On August 13, 1981, Mr. and Mrs. Selz entered into a written agreement to purchase one Krugerrand and U.S. silver coins in the face amount of $391 for a total purchase price of $4,001.90. These coins were never delivered and when the Selzs contacted Snyder, they were told that employees didn't have time to compute the shipment and, later, that Snyder was short of help and couldn't get to the vault. Selz did not demand that his money be returned and, in fact, on October 28, 1981, in response to Snyder's publicized offer to rebuy coins, turned over the gold and silver he had purchased under the terms of the 1980 contract and was to receive $4,593 for the repurchase. The Selzs have never received either the coins or the repurchase price.

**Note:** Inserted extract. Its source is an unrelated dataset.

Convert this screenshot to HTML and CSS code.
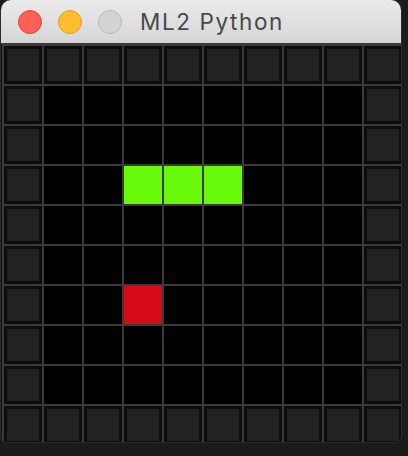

It is clear from the foregoing that the Debtor did not, in fact, make any false statements as to an existing fact and the most which could be said is that he made predictions and made promises to do certain *184 things in the future. This being the case, there cannot be any viable claim of non-dischargeability unless the Plaintiffs established, with the requisite degree of proof, that at the time these promises were made by the Debtor he either knew that he could not fulfill the promises or he had no intention of fulfilling the promises made. The most that can be said from this record is that the Debtor sold precious metals and Krugerrands to the public through radio advertisement and promised in certain instances that he would repurchase the merchandise and would pay a bonus ranging from 10% to 20% on the price paid by the purchaser.

Based on this record, it is clear that the Plaintiffs failed to establish the claims and, therefore, the claim of non-dischargeability should be dismissed.

A separate final judgment will be entered in accordance with the foregoing.